The selection/assignment process isn't entirely robotic. As a 1/c cadet, we were told you could "co-locate" with your future spouse, and that you had to at least give VERY similar dream sheets. In the end, it was the person with less "say" in his/her future unit that determined where the other, more competitive partner would be stationed.

My classmates often found themselves are very close units, maybe one on land and one on a ship.

It's certianly do-able. It's a little harder when it's across different services and at some point someone loses out because they choose a position that might be less helpful for promotions, but better for relationships.

There's also the "geo-bachelor" option, working away from your family. Sometimes that happens with more senior officers who don't want to uproot their families.
 
The joint-spouse paperwork for dual-military couples tries to match each into the same geographic location as much as jobs allow. But, if each spouses' job puts them far away from the other, unless they cross-train, they will have to live further apart.

Only 10% of married military members are in dual military relationships as a perspective. For officers, that ranges from 6% of USMC marriages to 15% of USAF marriages. *USCG not included in the DoD statistics.
 
It all depends. I know a good number of classmates married to each other, and it seems to work best when it's same service/same community (i.e., two Marines, two SWOs, etc.) Time in the training command also apparently "doesn't count," so because you're at TBS or in flight school months/years doesn't mean that your spouse gets to be stationed near you.

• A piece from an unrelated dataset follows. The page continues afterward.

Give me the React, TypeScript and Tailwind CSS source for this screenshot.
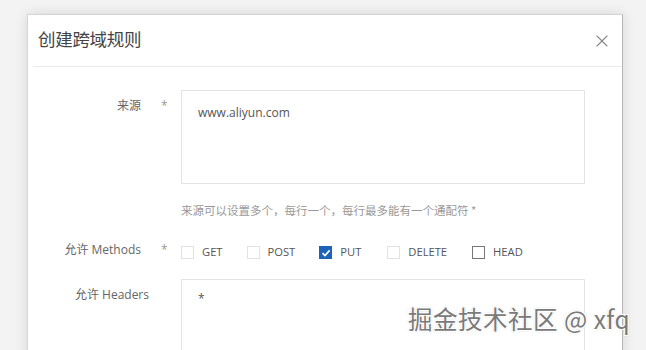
import { X } from "lucide-react";

const methods = [
  { name: "GET", checked: false, border: "border-[#e2e2e2]", gap: "mr-[24px]" },
  { name: "POST", checked: false, border: "border-[#e2e2e2]", gap: "mr-[24px]" },
  { name: "PUT", checked: true, border: "border-[#1d64b8]", gap: "mr-[26px]" },
  { name: "DELETE", checked: false, border: "border-[#e2e2e2]", gap: "mr-[25px]" },
  { name: "HEAD", checked: false, border: "border-[#777]", gap: "" },
];

function Checkbox({ checked, border }: { checked: boolean; border: string }) {
  return (
    <span
      className={`w-[13px] h-[13px] border ${border} flex items-center justify-center ${
        checked ? "bg-[#1d64b8]" : "bg-white"
      }`}
    >
      {checked && (
        <svg width="10" height="10" viewBox="0 0 10 10">
          <path d="M1.5 5.2 L4 7.6 L8.6 2.4" fill="none" stroke="#fff" strokeWidth="1.6" />
        </svg>
      )}
    </span>
  );
}

export default function App() {
  return (
    <main className="relative w-[646px] h-[350px] overflow-hidden bg-[#f3f3f3] pt-[14px] pl-[27px] font-['Open_Sans','Noto_Sans_CJK_SC',sans-serif]">
      <div className="w-[596px] h-[360px] bg-white border border-[#d4d4d4] border-r-[#b8b8b8] shadow-[0_0_12px_rgba(0,0,0,0.12)]">
        <header className="flex items-center justify-between h-[52px] ml-[5px] border-b border-[#eaeaea] pl-[5px] pr-[10px]">
          <span className="text-[17.5px] text-[#444] tracking-[-0.3px] -mt-[3px] font-['Noto_Sans_CJK_SC',sans-serif]">
            创建跨域规则
          </span>
          <X size={20} strokeWidth={1.3} className="text-[#888]" />
        </header>

        <div className="pt-[23px]">
          <div className="flex">
            <div className="w-[153px] flex pt-[7px] text-[12px] text-[#666]">
              <span className="w-[113px] text-right">来源</span>
              <span className="ml-[20px] text-[#999]">*</span>
            </div>
            <div className="w-[404px] h-[94px] border border-[#e4e4e4] pl-[16px] pt-[13px] text-[12px] text-[#555]">
              www.aliyun.com
            </div>
          </div>

          <div className="ml-[153px] mt-[18px] text-[11.5px] text-[#999] font-['Noto_Sans_CJK_SC',sans-serif]">
            来源可以设置多个，每行一个，每行最多能有一个通配符 *
          </div>

          <div className="flex items-center mt-[25px]">
            <div className="w-[153px] flex text-[12px] text-[#666] -mt-[6px]">
              <span className="w-[113px] text-right">允许 Methods</span>
              <span className="ml-[20px] text-[#999]">*</span>
            </div>
            <div className="flex items-center text-[11.2px] text-[#555]">
              {methods.map((m) => (
                <label key={m.name} className={`flex items-center gap-[8px] ${m.gap}`}>
                  <Checkbox checked={m.checked} border={m.border} />
                  <span>{m.name}</span>
                </label>
              ))}
            </div>
          </div>

          <div className="flex mt-[18px]">
            <div className="w-[153px] pt-[7px] pr-[32px] text-right text-[12px] text-[#666]">
              允许 Headers
            </div>
            <div className="w-[404px] h-[100px] border border-[#e4e4e4] pl-[16px] pt-[10px] text-[12px] text-[#555]">
              *
            </div>
          </div>
        </div>
      </div>

      <div className="absolute left-[408px] top-[303px] text-[24.5px] leading-[32px] tracking-[0.5px] text-[#7a7a7a] font-['Noto_Sans_CJK_SC',sans-serif] [text-shadow:1px_1px_0_#fff,-1px_-1px_0_#fff,1px_-1px_0_#fff,-1px_1px_0_#fff,0_0_2px_#555]">
        掘金技术社区 @ xfq
      </div>
    </main>
  );
}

Sometimes it just doesn't work out in a way convenient for anyone: I know of at least two or three women whose husbands/fiances are stationed at least several hours away or on the opposite coast. My college roommate is stationed at MCAS Cherry Point with her husband at NS Norfolk, for example. They live in the middle and each commute 1.5+ hours a day to work.
For USMC-to-Navy or USMC/USMC relationships that aren't marriages you can try and game it and both go west coast (Pendleton/San Diego is doable), but I know a girl who tried to do that and ended up at Yuma with her fiance at Pendleton.
 
The program is called MACP, Married Army Couples Program. What it does is flag you as being married to another soldier in whatever magical system personnel uses to assign people (I've always suspected it was a dartboard). You need to talk to your branch manager (as does your spouse with his/hers).

Enrollment consists of filling out a 4187 that has your And your spouse's information on it along with submitting out a copy of your marriage license. The goal is that if for some reason you can't be stationed in the exact same place, that you're at most fifty miles from each other. I have no clue what the numbers actually look like with respect to how that actually pans out.
 
The program is called MACP, Married Army Couples Program. What it does is flag you as being married to another soldier in whatever magical system personnel uses to assign people (I've always suspected it was a dartboard). You need to talk to your branch manager (as does your spouse with his/hers).

I believe that upgraded personnel system is going to be brought online in 2018.